All of the material below is to be restated word for word, apart from the pictures.

*****

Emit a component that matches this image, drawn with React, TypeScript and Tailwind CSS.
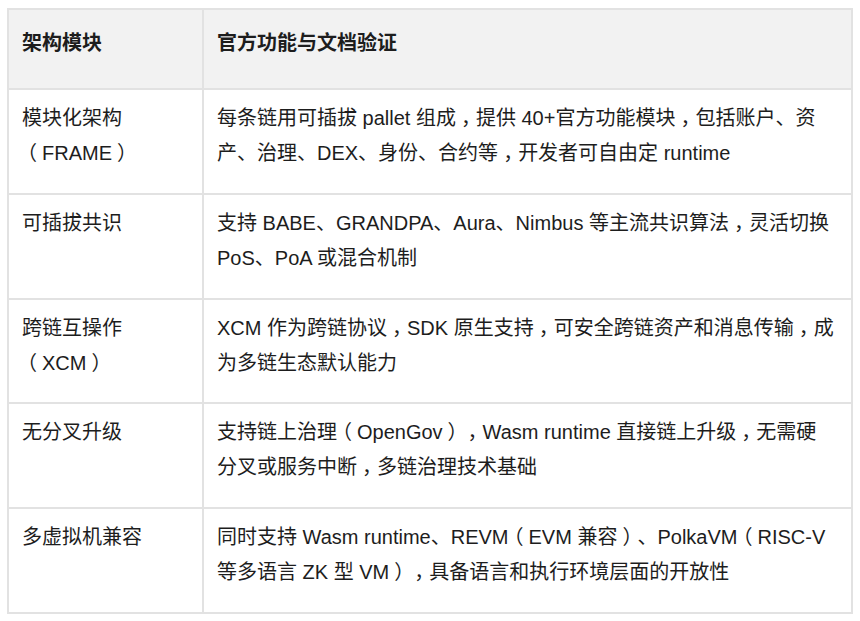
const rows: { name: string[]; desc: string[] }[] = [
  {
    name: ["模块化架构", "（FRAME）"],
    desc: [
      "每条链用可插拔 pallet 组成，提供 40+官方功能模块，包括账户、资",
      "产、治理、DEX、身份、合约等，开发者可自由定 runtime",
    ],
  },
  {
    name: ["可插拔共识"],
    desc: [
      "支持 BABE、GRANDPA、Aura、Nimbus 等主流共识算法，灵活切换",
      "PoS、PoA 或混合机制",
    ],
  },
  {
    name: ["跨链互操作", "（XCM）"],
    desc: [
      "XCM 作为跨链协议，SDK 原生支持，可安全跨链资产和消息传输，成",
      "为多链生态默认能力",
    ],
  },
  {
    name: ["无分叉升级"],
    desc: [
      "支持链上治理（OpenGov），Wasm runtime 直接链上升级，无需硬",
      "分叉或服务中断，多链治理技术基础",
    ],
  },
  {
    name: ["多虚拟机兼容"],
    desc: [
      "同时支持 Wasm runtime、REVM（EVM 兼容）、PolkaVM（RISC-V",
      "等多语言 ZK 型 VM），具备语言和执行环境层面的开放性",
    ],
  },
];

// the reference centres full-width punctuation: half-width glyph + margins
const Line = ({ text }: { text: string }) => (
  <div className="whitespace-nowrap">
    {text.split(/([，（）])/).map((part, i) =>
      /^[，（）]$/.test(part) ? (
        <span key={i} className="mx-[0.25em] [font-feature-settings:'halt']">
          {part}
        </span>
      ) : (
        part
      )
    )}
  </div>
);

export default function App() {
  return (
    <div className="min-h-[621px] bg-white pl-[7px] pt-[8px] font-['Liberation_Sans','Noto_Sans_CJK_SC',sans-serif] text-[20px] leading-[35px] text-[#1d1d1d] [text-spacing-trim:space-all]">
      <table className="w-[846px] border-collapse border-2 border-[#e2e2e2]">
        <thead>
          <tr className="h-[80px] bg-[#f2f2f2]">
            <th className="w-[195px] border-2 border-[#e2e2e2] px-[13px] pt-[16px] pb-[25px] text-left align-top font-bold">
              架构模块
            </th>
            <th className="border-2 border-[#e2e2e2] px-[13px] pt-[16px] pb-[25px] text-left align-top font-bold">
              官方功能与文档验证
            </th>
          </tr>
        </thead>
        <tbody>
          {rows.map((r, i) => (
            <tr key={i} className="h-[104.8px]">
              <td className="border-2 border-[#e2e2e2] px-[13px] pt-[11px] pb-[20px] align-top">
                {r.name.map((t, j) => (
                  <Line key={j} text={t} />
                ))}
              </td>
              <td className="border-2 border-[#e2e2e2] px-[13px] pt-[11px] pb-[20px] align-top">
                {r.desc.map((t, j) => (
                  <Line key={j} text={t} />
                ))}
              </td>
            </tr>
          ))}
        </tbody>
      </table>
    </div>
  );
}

*****

Written reply —
Emit a component that matches this image, drawn with React, TypeScript and Tailwind CSS.
const rows: { name: string[]; desc: string[] }[] = [
  {
    name: ["模块化架构", "（FRAME）"],
    desc: [
      "每条链用可插拔 pallet 组成，提供 40+官方功能模块，包括账户、资",
      "产、治理、DEX、身份、合约等，开发者可自由定 runtime",
    ],
  },
  {
    name: ["可插拔共识"],
    desc: [
      "支持 BABE、GRANDPA、Aura、Nimbus 等主流共识算法，灵活切换",
      "PoS、PoA 或混合机制",
    ],
  },
  {
    name: ["跨链互操作", "（XCM）"],
    desc: [
      "XCM 作为跨链协议，SDK 原生支持，可安全跨链资产和消息传输，成",
      "为多链生态默认能力",
    ],
  },
  {
    name: ["无分叉升级"],
    desc: [
      "支持链上治理（OpenGov），Wasm runtime 直接链上升级，无需硬",
      "分叉或服务中断，多链治理技术基础",
    ],
  },
  {
    name: ["多虚拟机兼容"],
    desc: [
      "同时支持 Wasm runtime、REVM（EVM 兼容）、PolkaVM（RISC-V",
      "等多语言 ZK 型 VM），具备语言和执行环境层面的开放性",
    ],
  },
];

// the reference centres full-width punctuation: half-width glyph + margins
const Line = ({ text }: { text: string }) => (
  <div className="whitespace-nowrap">
    {text.split(/([，（）])/).map((part, i) =>
      /^[，（）]$/.test(part) ? (
        <span key={i} className="mx-[0.25em] [font-feature-settings:'halt']">
          {part}
        </span>
      ) : (
        part
      )
    )}
  </div>
);

export default function App() {
  return (
    <div className="min-h-[621px] bg-white pl-[7px] pt-[8px] font-['Liberation_Sans','Noto_Sans_CJK_SC',sans-serif] text-[20px] leading-[35px] text-[#1d1d1d] [text-spacing-trim:space-all]">
      <table className="w-[846px] border-collapse border-2 border-[#e2e2e2]">
        <thead>
          <tr className="h-[80px] bg-[#f2f2f2]">
            <th className="w-[195px] border-2 border-[#e2e2e2] px-[13px] pt-[16px] pb-[25px] text-left align-top font-bold">
              架构模块
            </th>
            <th className="border-2 border-[#e2e2e2] px-[13px] pt-[16px] pb-[25px] text-left align-top font-bold">
              官方功能与文档验证
            </th>
          </tr>
        </thead>
        <tbody>
          {rows.map((r, i) => (
            <tr key={i} className="h-[104.8px]">
              <td className="border-2 border-[#e2e2e2] px-[13px] pt-[11px] pb-[20px] align-top">
                {r.name.map((t, j) => (
                  <Line key={j} text={t} />
                ))}
              </td>
              <td className="border-2 border-[#e2e2e2] px-[13px] pt-[11px] pb-[20px] align-top">
                {r.desc.map((t, j) => (
                  <Line key={j} text={t} />
                ))}
              </td>
            </tr>
          ))}
        </tbody>
      </table>
    </div>
  );
}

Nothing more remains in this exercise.